December 13, 2022


Former MG client Ajmal Rezai (left) at work with IILA’s Afghan Legal Representation Project.


For Ajmal Rezai, life in Afghanistan had been rich and meaningful.  He had graduated from Kardan University’s MBA program as a model student and became an inspiring pillar of his community.  Working as a Human Resources Manager for a major contractor of the U.S. government, he was responsible for hiring translators and project managers for Afghanistan’s Ministry of Interior Affairs and Ministry of Defense.  His job put him in the privileged position of being able to support his family, as well as neighbors in need.  He recalls how, every Friday night after work, he and his brother would go to the market to buy clothing, food, and other goods to distribute to people.  He even helped publish informational videos for the community with Musbat (“Positive”) Media about respect for women and other important messages (see him in action here).  



Like so many Afghans who arrived in Los Angeles over the past year, however, Ajmal had to abandon all he had known and worked for when Kabul fell to the Taliban in August of 2021.   “After leaving my country Afghanistan,” he says, “my heart broke into pieces because I struggled a lot to build my career and complete my education…I left behind the hope that I had for my future.  It was all gone.”  Even as he processed his own losses, though, Ajmal continued to look out for others.  During his temporary stay at a U.S. military base in Wisconsin, he volunteered with the International Rescue Committee’s Supply Department from September 2021 until he arrived in Los Angeles last February.  


“I left behind the hope that I had for my future.  It was all gone.”


When he landed in LA, Ajmal was greeted by IILA staff at the airport and felt reassured that someone was caring for him too.  He was able to rest in his hotel room that night but also did not lose any time in doing all he could to support himself.  He remembers his first steps: “I slept for the night. Early in the morning, I woke up and asked the lobby for a piece of paper to start writing my to-do list: 1) how to get my SSN number, 2) how to apply for a CA driving license.”  Soon after, IILA arrived as planned with Ajmal’s resettlement funds and SSN card, so Ajmal turned his focus to finding work.  Between not yet having a driver’s license and the lack of available positions related to his experience, he initially struggled in his search.  In time, he secured a part-time job working remotely as a translator for a law firm he knew through the base in Wisconsin.  In his spare time, though, Ajmal continued to care for others by helping Afghans at his hotel with public benefits questions, navigating public transportation, accompanying them to the hospital when needed, and more.   

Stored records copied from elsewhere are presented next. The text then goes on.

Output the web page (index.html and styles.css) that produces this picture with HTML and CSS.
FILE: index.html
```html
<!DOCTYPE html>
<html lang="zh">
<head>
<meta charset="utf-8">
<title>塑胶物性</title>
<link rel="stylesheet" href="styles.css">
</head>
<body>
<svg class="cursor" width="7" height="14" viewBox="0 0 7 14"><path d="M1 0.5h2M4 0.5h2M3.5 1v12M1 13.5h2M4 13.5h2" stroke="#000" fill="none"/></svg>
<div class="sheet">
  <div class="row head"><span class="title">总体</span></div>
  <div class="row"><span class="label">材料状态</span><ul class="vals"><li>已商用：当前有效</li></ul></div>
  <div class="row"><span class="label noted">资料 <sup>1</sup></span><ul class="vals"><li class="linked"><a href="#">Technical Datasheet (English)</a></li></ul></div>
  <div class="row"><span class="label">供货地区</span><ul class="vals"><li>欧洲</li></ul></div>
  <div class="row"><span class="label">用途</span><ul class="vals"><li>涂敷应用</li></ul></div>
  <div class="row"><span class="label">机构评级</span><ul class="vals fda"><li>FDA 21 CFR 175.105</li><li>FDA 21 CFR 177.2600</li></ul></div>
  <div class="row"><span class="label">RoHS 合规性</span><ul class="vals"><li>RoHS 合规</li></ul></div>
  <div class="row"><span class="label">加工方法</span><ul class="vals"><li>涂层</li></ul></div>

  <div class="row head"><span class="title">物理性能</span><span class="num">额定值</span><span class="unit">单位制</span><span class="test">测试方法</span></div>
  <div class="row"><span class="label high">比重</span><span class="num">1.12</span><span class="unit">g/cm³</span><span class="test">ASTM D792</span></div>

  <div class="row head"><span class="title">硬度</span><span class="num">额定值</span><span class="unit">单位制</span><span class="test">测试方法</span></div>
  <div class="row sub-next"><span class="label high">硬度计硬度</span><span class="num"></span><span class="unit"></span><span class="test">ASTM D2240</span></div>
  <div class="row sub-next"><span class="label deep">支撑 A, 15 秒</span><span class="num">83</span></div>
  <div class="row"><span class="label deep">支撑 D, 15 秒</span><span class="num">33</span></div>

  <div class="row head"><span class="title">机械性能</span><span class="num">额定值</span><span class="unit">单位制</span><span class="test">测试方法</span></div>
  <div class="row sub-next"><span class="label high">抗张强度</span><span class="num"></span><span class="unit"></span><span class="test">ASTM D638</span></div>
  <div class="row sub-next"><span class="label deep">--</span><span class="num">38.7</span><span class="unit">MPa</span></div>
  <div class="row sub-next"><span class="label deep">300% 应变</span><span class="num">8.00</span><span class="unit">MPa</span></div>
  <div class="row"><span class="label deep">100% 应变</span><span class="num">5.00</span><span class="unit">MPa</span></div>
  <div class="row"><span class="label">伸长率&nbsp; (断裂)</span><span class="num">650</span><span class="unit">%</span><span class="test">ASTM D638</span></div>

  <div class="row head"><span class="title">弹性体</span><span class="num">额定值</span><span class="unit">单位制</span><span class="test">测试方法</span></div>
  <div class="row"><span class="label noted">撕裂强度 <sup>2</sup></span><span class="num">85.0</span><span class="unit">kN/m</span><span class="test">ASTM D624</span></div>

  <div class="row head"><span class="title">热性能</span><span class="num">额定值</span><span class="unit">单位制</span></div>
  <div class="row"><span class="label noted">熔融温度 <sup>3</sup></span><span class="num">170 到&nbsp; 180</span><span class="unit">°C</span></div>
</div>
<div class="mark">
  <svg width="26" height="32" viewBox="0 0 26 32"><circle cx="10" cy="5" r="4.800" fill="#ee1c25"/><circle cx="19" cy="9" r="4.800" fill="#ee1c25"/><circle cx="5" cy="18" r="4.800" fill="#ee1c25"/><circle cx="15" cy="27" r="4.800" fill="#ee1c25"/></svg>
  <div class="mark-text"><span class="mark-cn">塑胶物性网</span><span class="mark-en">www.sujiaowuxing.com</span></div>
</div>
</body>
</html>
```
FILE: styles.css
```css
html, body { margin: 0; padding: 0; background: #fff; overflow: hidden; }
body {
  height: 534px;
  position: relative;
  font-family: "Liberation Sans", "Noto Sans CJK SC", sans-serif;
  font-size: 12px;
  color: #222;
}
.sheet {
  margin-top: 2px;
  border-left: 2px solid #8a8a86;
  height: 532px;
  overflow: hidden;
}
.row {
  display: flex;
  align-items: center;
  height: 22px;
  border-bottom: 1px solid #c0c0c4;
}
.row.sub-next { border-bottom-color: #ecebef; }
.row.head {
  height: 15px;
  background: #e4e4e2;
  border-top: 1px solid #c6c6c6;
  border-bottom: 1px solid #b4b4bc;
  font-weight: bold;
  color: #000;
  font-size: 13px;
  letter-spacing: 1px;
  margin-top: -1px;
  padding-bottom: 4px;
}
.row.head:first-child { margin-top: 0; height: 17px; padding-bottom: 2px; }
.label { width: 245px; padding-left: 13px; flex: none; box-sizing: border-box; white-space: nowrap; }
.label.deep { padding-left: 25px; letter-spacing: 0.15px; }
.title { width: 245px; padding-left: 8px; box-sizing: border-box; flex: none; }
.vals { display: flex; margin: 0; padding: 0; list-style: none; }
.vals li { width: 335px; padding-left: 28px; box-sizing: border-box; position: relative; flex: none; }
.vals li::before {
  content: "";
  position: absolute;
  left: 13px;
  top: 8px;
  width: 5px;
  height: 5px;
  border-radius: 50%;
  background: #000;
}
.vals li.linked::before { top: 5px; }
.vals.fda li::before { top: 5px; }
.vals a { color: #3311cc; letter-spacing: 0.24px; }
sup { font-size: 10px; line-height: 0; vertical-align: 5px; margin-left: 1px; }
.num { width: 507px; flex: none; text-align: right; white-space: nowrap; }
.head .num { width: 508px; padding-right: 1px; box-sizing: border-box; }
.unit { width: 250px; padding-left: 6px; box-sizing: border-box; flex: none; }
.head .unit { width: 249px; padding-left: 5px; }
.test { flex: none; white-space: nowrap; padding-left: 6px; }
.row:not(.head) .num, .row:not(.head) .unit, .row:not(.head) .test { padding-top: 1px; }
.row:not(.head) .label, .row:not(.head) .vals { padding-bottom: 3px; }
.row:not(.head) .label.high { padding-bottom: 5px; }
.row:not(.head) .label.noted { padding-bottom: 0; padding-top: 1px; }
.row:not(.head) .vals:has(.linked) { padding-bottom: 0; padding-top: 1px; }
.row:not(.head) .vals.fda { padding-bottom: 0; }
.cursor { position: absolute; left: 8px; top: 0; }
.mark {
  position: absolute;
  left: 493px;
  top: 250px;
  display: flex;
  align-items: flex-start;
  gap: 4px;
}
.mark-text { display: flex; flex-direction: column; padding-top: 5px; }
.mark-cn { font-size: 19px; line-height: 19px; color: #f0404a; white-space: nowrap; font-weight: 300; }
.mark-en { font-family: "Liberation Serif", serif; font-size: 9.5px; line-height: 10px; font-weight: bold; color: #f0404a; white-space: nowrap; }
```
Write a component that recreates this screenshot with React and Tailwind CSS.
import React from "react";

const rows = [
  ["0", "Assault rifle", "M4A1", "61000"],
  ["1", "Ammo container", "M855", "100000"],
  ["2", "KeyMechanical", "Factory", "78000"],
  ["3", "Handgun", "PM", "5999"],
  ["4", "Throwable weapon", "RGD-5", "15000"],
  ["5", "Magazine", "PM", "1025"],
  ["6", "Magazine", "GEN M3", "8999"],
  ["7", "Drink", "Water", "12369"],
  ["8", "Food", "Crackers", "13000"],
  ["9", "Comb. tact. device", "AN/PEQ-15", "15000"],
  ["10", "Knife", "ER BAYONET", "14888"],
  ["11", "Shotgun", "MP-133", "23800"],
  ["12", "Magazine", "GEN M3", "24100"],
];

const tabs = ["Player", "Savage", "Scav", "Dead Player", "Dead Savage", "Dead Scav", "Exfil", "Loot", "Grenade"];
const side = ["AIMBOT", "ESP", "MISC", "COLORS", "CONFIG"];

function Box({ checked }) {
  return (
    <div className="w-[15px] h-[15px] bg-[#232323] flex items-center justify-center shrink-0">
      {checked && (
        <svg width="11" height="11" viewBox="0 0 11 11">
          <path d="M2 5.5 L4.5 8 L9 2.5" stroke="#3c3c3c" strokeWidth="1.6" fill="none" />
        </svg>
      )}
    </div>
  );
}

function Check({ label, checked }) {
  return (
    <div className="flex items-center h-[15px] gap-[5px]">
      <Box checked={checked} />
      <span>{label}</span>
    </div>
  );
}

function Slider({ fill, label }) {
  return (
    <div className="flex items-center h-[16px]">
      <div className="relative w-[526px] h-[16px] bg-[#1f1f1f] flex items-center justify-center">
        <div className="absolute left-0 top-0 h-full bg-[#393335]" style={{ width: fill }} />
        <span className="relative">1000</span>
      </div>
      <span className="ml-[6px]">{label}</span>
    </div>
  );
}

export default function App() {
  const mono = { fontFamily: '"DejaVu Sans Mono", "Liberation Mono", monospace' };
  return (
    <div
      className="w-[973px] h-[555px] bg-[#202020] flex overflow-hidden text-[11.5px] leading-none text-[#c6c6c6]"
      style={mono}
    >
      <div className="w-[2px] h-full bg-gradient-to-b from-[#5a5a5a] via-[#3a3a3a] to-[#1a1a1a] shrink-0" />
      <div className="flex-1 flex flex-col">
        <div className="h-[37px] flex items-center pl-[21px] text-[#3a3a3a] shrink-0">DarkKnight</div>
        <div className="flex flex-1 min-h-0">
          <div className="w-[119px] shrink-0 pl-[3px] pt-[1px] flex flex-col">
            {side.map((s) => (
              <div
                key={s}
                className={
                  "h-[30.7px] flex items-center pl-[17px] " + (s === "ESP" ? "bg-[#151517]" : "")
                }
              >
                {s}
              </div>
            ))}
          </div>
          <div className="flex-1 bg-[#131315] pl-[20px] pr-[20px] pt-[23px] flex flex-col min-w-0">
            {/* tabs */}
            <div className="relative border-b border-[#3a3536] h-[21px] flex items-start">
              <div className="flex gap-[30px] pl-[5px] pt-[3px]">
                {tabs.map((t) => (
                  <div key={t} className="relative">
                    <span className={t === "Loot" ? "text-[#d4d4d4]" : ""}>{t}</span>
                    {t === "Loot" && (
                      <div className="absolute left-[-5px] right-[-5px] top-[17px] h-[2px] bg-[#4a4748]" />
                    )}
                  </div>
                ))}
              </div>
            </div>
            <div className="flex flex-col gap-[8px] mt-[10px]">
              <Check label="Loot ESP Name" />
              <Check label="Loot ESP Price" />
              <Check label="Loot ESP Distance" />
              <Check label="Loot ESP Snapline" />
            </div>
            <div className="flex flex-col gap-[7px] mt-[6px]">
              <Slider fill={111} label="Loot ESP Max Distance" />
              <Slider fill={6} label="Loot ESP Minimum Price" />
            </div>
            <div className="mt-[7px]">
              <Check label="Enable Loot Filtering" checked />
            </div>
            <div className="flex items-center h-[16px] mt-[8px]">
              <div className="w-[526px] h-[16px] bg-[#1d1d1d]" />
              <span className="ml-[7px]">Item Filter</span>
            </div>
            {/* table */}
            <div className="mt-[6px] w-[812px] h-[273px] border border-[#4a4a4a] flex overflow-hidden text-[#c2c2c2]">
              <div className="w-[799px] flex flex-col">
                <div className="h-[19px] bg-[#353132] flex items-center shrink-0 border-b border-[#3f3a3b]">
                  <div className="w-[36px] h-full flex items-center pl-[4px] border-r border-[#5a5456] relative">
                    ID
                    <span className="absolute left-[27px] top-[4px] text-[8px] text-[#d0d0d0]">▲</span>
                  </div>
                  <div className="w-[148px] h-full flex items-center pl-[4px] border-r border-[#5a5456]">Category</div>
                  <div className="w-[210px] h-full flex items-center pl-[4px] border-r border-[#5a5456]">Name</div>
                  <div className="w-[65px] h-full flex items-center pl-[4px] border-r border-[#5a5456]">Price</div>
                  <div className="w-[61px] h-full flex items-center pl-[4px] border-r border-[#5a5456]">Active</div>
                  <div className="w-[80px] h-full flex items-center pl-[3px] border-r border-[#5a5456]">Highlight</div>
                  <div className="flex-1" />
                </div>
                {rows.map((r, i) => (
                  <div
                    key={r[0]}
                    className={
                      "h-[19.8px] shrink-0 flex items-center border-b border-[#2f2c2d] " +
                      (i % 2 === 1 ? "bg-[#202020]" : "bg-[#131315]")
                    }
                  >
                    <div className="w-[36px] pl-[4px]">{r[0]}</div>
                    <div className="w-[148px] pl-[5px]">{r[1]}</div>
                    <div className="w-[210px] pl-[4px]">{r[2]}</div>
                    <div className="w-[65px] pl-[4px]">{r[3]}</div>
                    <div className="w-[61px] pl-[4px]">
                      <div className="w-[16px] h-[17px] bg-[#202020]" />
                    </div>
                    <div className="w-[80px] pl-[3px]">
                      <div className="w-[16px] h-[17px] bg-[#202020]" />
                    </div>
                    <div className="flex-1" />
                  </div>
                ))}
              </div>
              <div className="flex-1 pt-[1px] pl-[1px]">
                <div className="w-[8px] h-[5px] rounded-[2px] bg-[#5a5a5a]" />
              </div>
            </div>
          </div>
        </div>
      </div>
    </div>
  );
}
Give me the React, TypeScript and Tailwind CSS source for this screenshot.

In May, he and his family were able to move into their own apartment—a big step that IILA’s case management team helped make possible, he says.  By participating in IILA’s Matching Grant program for accelerated employment, Ajmal was also able to start a full-time position in May with IILA’s newly launched Afghan Legal Representation Project (ALRP).  “I feel proud that IILA valued my education and considered my talents, language skills, and computer skills,” he reports.  As an Immigration Caseworker, Ajmal has been an indispensable team member in assisting fellow countrymen with their asylum application process.  “I am helping them to fill out their applications, and I am preparing their documents and statements,” he explains.  “After that, I send the paperwork to the attorney for review and am a point of contact between the attorney and the client.” 


“I feel proud that IILA valued my education and considered my talents, language skills, and computer skills.”


Ajmal is grateful for the ways that IILA has assisted him and his family in their journey.  “IILA is not just an organization,” he says.  “It’s the gateway of my life in the U.S to start my career as an Immigration Caseworker.”  Now that Ajmal is setting down roots in Southern California, he can look towards his future goals.  In time, he hopes to complete a software engineering program, own his own company, and help educate fellow Afghans for free.  He wants to continue to be a positive force in his local community, easing suffering where he can and helping give others access to opportunities for advancement.